As for the Bush Administration, its officials might have underestimated the extent of the insurgency in Iraq, but they didn’t make a story out of thin air much less cast blame where it didn’t belong. There is a world of difference between being wrong about something and lying about it.
Even more troubling is that Boot echoes Pelosi’s sentiments about Benghazi being a distraction as well as Maher’s arguments about the political viability of the Benghazi for Republicans albeit far less crudely:
Republicans should focus on the shameful failures of Obama’s defense and foreign policy but Benghazi, in my view, is a distraction from the real issues–and it’s not even likely to help Republicans politically. It certainly did little good for Mitt Romney and I suspect Republicans are now dreaming if they think it will help a GOP nominee defeat Hillary Clinton. I just don’t see much evidence that most Americans–as opposed to Fox News Channel viewers–are focused on, or care about, this issue.
That’s a snide comment about Fox News viewers. Perhaps Boot has forgotten Charles Krauthammer’s famous comment that Fox News’ niche market is half the country. I wonder if Boot wouldn’t view Benghazi as a distraction if the New York Times put it on the front page as often as it did Abu Ghraib. Of course, this would be the same New York Times that in December 2013 tried to advance the Obama narrative that the attacks were motivated by the Internet video and that al Qaeda wasn’t involved.
From where I sit, there is no distraction where it concerns the needless deaths of four Americans and the Obama Administration’s efforts to mislead the public about it.
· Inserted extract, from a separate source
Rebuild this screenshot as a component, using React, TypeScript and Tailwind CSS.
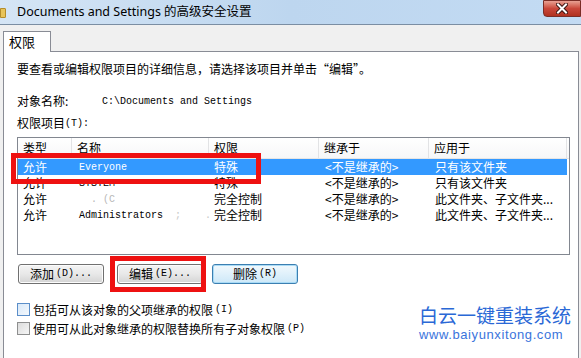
import React from "react";

const cjk = "font-['Noto_Sans_CJK_SC','Noto_Sans',sans-serif]";
const mono = "font-['Liberation_Mono','Noto_Sans_CJK_SC',monospace]";

const cols = [
  { label: "类型", w: "w-[54px]" },
  { label: "名称", w: "w-[137px]" },
  { label: "权限", w: "w-[110px]" },
  { label: "继承于", w: "w-[110px]" },
  { label: "应用于", w: "w-[138px]" },
];

const rows = [
  { type: "允许", name: "Everyone", perm: "特殊", from: "<不是继承的>", apply: "只有该文件夹", selected: true },
  { type: "允许", name: "SYSTEM", perm: "特殊", from: "<不是继承的>", apply: "只有该文件夹" },
  { type: "允许", name: "  . (C", perm: "完全控制", from: "<不是继承的>", apply: "此文件夹、子文件夹...", faint: true },
  { type: "允许", name: "Administrators", perm: "完全控制", from: "<不是继承的>", apply: "此文件夹、子文件夹..." },
];

function Button({ label, hot, focused }: { label: string; hot: string; focused?: boolean }) {
  return (
    <div
      className={
        "w-[86px] h-[20px] rounded-[3px] border flex items-center justify-center gap-[2px] text-[12px] text-black " +
        (focused
          ? "border-[#3c7fb1] bg-gradient-to-b from-[#f2f9fd] to-[#cde8f8] shadow-[inset_0_0_0_1px_#a9dbf6]"
          : "border-[#707070] bg-gradient-to-b from-[#f4f4f4] via-[#e8e8e8] to-[#d4d4d4] shadow-[inset_0_0_0_1px_#fcfcfc]")
      }
    >
      <span className={cjk + " leading-none"}>{label}</span>
      <span className={mono + " text-[10px] leading-none"}>{hot}</span>
    </div>
  );
}

function Check({ label, hot, blue }: { label: string; hot: string; blue?: boolean }) {
  return (
    <div className="flex items-center h-[19px]">
      <div
        className={
          "w-[13px] h-[13px] border " +
          (blue ? "border-[#5b8ec9] bg-gradient-to-br from-[#d9e9f9] to-[#f4f8fc]" : "border-[#8e8f8f] bg-gradient-to-br from-[#dcdcdc] to-[#f6f6f6]")
        }
      />
      <span className={cjk + " ml-[3px] text-[12px] text-black leading-none"}>{label}</span>
      <span className={mono + " ml-[2px] text-[10px] text-black leading-none"}>{hot}</span>
    </div>
  );
}

export default function App() {
  return (
    <div className="relative w-[581px] h-[358px] overflow-hidden bg-[#f0f0f0] flex flex-col">
      {/* title bar */}
      <div className="h-[25px] flex items-center bg-gradient-to-r from-[#d5e5f5] via-[#bdd6ef] to-[#c3dbf3] border-b border-[#7b8ea3] relative">
        <div className="w-[6px] h-[10px] bg-[#e8c45a] border border-[#b58d2a] rounded-r-[1px] mt-[2px]" />
        <span className="ml-[11px] text-[12.5px] text-black font-['Noto_Sans','Noto_Sans_CJK_SC',sans-serif]">
          Documents and Settings 的高级安全设置
        </span>
        <div className="absolute right-0 top-0 w-[38px] h-[17px] rounded-bl-[4px] border border-[#7a2d26] bg-gradient-to-b from-[#e8a093] via-[#c9473a] to-[#b0311f] flex items-center justify-center">
          <svg width="12" height="11" viewBox="0 0 12 11">
            <path d="M2 1.5 L10 9.5 M10 1.5 L2 9.5" stroke="#3b1410" strokeWidth="4" strokeLinecap="square" />
            <path d="M2 1.5 L10 9.5 M10 1.5 L2 9.5" stroke="#ffffff" strokeWidth="2" strokeLinecap="square" />
          </svg>
        </div>
      </div>

      {/* tab strip */}
      <div className="h-[26px] flex items-end pl-[3px]">
        <div className={cjk + " w-[48px] h-[21px] bg-white border border-b-0 border-[#898c95] text-[13px] text-black pl-[5px] leading-[20px] relative top-[1px]"}>
          权限
        </div>
      </div>

      {/* tab panel */}
      <div className="flex-1 ml-[3px] mr-[2px] bg-white border border-b-0 border-[#898c95] pl-[13px] pr-[8px] pt-[9px] flex flex-col">
        <div className={cjk + " text-[12px] text-black h-[16px] leading-[16px]"}>
          要查看或编辑权限项目的详细信息，请选择该项目并单击“编辑”。
        </div>
        <div className="flex items-center h-[16px] mt-[16px] text-[12px] text-black">
          <span className={cjk + " w-[85px]"}>对象名称:</span>
          <span className={mono + " text-[10px]"}>C:\Documents and Settings</span>
        </div>
        <div className="flex items-center h-[16px] mt-[6px] text-black">
          <span className={cjk + " text-[12px]"}>权限项目</span>
          <span className={mono + " text-[10px]"}>(T):</span>
        </div>

        {/* list */}
        <div className="mt-[6px] w-[553px] h-[118px] border border-[#828790] bg-white flex flex-col">
          <div className="flex h-[21px] border-b border-[#e5e5e5] bg-gradient-to-b from-white to-[#f6f7f8]">
            {cols.map((c) => (
              <div key={c.label} className={c.w + " border-r border-[#e2e3e5] pl-[5px] flex items-center"}>
                <span className={cjk + " text-[12px] text-black"}>{c.label}</span>
              </div>
            ))}
          </div>
          {rows.map((r, i) => (
            <div
              key={i}
              className={"flex h-[16px] items-center w-[549px] " + (r.selected ? "bg-[#3399ff] text-white" : "text-black")}
            >
              <div className={cjk + " w-[54px] pl-[5px] text-[12px]"}>{r.type}</div>
              <div className={mono + " w-[137px] pl-[7px] text-[10px] whitespace-pre " + (r.faint ? "text-[#b8b8b8]" : "")}>
                {r.name}
                {r.name === "Administrators" && <span className="text-[#c8c8c8]">  ;    .</span>}
              </div>
              <div className={cjk + " w-[110px] pl-[5px] text-[12px]"}>{r.perm}</div>
              <div className={cjk + " w-[110px] pl-[6px] text-[12px]"}>{r.from}</div>
              <div className={cjk + " w-[138px] pl-[6px] text-[12px]"}>{r.apply}</div>
            </div>
          ))}
        </div>

        {/* buttons */}
        <div className="flex mt-[9px] gap-[13px] ml-[1px]">
          <Button label="添加" hot="(D)..." />
          <Button label="编辑" hot="(E)..." />
          <div className="-ml-[4px]">
            <Button label="删除" hot="(R)" focused />
          </div>
        </div>

        <div className="mt-[16px] flex flex-col">
          <Check label="包括可从该对象的父项继承的权限" hot="(I)" blue />
          <Check label="使用可从此对象继承的权限替换所有子对象权限" hot="(P)" />
        </div>
      </div>

      {/* red highlight boxes */}
      <div className="absolute left-[11px] top-[153px] w-[250px] h-[31px] border-[5px] border-[#ee1111]" />
      <div className="absolute left-[110px] top-[256px] w-[96px] h-[36px] border-[5px] border-[#ee1111]" />

      {/* watermark */}
      <div className="absolute left-[419px] top-[305px] flex flex-col items-start gap-[3px]">
        <span className={cjk + " text-[19px] leading-[20px] text-[#2a68d6]"}>白云一键重装系统</span>
        <span className="font-['Liberation_Sans',sans-serif] text-[13px] leading-[14px] tracking-[0.6px] text-[#3a74dc]">
          www.baiyunxitong.com
        </span>
      </div>
    </div>
  );
}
There are few things more important than having a government that protects its people from grievous harm and a government that is honest and forthcoming in its conduct. The Obama Administration has shown itself to be neither and Republicans, as a matter of principle, must draw public attention to it at every opportunity even if it doesn’t yield political dividends. Some things are more important than winning elections.